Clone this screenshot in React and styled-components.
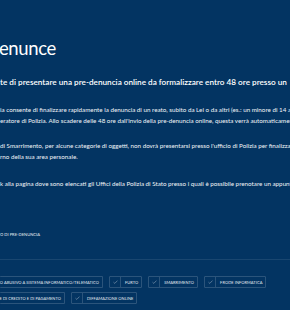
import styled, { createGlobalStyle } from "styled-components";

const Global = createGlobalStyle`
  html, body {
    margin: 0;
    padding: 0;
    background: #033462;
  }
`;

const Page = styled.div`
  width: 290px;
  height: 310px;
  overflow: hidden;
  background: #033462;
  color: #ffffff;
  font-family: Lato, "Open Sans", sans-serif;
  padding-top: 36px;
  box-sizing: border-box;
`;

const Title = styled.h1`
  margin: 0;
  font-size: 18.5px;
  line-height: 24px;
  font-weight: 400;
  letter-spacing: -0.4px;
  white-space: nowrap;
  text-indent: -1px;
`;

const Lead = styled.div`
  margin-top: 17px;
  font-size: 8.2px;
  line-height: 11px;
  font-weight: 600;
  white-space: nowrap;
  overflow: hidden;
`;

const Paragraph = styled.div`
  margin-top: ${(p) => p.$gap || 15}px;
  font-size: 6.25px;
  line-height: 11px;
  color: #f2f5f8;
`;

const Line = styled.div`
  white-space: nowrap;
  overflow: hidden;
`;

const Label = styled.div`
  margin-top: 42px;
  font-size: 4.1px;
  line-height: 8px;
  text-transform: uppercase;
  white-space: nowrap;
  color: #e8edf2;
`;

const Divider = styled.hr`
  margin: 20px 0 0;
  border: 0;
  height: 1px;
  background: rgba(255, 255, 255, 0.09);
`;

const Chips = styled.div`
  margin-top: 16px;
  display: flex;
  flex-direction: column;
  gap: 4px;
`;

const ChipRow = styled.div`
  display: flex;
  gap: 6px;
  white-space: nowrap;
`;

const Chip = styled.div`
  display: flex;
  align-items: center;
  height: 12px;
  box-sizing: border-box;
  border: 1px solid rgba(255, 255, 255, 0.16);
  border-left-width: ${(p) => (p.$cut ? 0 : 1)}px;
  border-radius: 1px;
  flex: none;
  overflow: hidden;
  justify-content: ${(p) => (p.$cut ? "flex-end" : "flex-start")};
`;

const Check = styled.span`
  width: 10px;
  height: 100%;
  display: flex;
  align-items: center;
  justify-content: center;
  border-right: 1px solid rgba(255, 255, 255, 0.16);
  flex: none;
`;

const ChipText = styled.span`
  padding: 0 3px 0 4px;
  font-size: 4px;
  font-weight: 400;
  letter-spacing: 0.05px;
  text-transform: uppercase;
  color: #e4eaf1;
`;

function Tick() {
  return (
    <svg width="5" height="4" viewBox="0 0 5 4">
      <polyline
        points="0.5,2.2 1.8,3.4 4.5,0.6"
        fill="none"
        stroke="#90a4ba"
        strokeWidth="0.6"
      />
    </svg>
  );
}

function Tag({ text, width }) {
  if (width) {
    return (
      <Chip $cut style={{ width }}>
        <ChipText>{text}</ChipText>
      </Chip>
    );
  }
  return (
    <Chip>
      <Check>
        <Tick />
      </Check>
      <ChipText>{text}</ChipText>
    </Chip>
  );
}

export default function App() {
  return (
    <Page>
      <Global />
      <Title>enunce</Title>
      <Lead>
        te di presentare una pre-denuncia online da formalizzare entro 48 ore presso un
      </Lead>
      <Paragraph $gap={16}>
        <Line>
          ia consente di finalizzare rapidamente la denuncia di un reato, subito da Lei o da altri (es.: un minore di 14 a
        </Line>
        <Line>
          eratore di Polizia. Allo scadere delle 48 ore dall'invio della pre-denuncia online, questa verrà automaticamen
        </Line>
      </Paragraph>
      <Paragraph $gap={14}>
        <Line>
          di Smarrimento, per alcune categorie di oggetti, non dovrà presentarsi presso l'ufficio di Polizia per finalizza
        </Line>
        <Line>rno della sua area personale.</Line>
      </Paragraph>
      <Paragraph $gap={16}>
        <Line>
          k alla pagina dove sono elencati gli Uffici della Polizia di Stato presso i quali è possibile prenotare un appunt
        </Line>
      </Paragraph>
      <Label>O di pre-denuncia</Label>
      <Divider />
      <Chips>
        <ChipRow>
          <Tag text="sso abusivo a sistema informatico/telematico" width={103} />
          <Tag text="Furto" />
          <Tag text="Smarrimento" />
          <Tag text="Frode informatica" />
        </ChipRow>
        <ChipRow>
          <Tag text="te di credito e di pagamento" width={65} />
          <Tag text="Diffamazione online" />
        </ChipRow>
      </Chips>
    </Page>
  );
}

= = = = =

▸ Given task
From the data above, write out everything exactly except the pictures.

▸ The response
Clone this screenshot in React and styled-components.
import styled, { createGlobalStyle } from "styled-components";

const Global = createGlobalStyle`
  html, body {
    margin: 0;
    padding: 0;
    background: #033462;
  }
`;

const Page = styled.div`
  width: 290px;
  height: 310px;
  overflow: hidden;
  background: #033462;
  color: #ffffff;
  font-family: Lato, "Open Sans", sans-serif;
  padding-top: 36px;
  box-sizing: border-box;
`;

const Title = styled.h1`
  margin: 0;
  font-size: 18.5px;
  line-height: 24px;
  font-weight: 400;
  letter-spacing: -0.4px;
  white-space: nowrap;
  text-indent: -1px;
`;

const Lead = styled.div`
  margin-top: 17px;
  font-size: 8.2px;
  line-height: 11px;
  font-weight: 600;
  white-space: nowrap;
  overflow: hidden;
`;

const Paragraph = styled.div`
  margin-top: ${(p) => p.$gap || 15}px;
  font-size: 6.25px;
  line-height: 11px;
  color: #f2f5f8;
`;

const Line = styled.div`
  white-space: nowrap;
  overflow: hidden;
`;

const Label = styled.div`
  margin-top: 42px;
  font-size: 4.1px;
  line-height: 8px;
  text-transform: uppercase;
  white-space: nowrap;
  color: #e8edf2;
`;

const Divider = styled.hr`
  margin: 20px 0 0;
  border: 0;
  height: 1px;
  background: rgba(255, 255, 255, 0.09);
`;

const Chips = styled.div`
  margin-top: 16px;
  display: flex;
  flex-direction: column;
  gap: 4px;
`;

const ChipRow = styled.div`
  display: flex;
  gap: 6px;
  white-space: nowrap;
`;

const Chip = styled.div`
  display: flex;
  align-items: center;
  height: 12px;
  box-sizing: border-box;
  border: 1px solid rgba(255, 255, 255, 0.16);
  border-left-width: ${(p) => (p.$cut ? 0 : 1)}px;
  border-radius: 1px;
  flex: none;
  overflow: hidden;
  justify-content: ${(p) => (p.$cut ? "flex-end" : "flex-start")};
`;

const Check = styled.span`
  width: 10px;
  height: 100%;
  display: flex;
  align-items: center;
  justify-content: center;
  border-right: 1px solid rgba(255, 255, 255, 0.16);
  flex: none;
`;

const ChipText = styled.span`
  padding: 0 3px 0 4px;
  font-size: 4px;
  font-weight: 400;
  letter-spacing: 0.05px;
  text-transform: uppercase;
  color: #e4eaf1;
`;

function Tick() {
  return (
    <svg width="5" height="4" viewBox="0 0 5 4">
      <polyline
        points="0.5,2.2 1.8,3.4 4.5,0.6"
        fill="none"
        stroke="#90a4ba"
        strokeWidth="0.6"
      />
    </svg>
  );
}

function Tag({ text, width }) {
  if (width) {
    return (
      <Chip $cut style={{ width }}>
        <ChipText>{text}</ChipText>
      </Chip>
    );
  }
  return (
    <Chip>
      <Check>
        <Tick />
      </Check>
      <ChipText>{text}</ChipText>
    </Chip>
  );
}

export default function App() {
  return (
    <Page>
      <Global />
      <Title>enunce</Title>
      <Lead>
        te di presentare una pre-denuncia online da formalizzare entro 48 ore presso un
      </Lead>
      <Paragraph $gap={16}>
        <Line>
          ia consente di finalizzare rapidamente la denuncia di un reato, subito da Lei o da altri (es.: un minore di 14 a
        </Line>
        <Line>
          eratore di Polizia. Allo scadere delle 48 ore dall'invio della pre-denuncia online, questa verrà automaticamen
        </Line>
      </Paragraph>
      <Paragraph $gap={14}>
        <Line>
          di Smarrimento, per alcune categorie di oggetti, non dovrà presentarsi presso l'ufficio di Polizia per finalizza
        </Line>
        <Line>rno della sua area personale.</Line>
      </Paragraph>
      <Paragraph $gap={16}>
        <Line>
          k alla pagina dove sono elencati gli Uffici della Polizia di Stato presso i quali è possibile prenotare un appunt
        </Line>
      </Paragraph>
      <Label>O di pre-denuncia</Label>
      <Divider />
      <Chips>
        <ChipRow>
          <Tag text="sso abusivo a sistema informatico/telematico" width={103} />
          <Tag text="Furto" />
          <Tag text="Smarrimento" />
          <Tag text="Frode informatica" />
        </ChipRow>
        <ChipRow>
          <Tag text="te di credito e di pagamento" width={65} />
          <Tag text="Diffamazione online" />
        </ChipRow>
      </Chips>
    </Page>
  );
}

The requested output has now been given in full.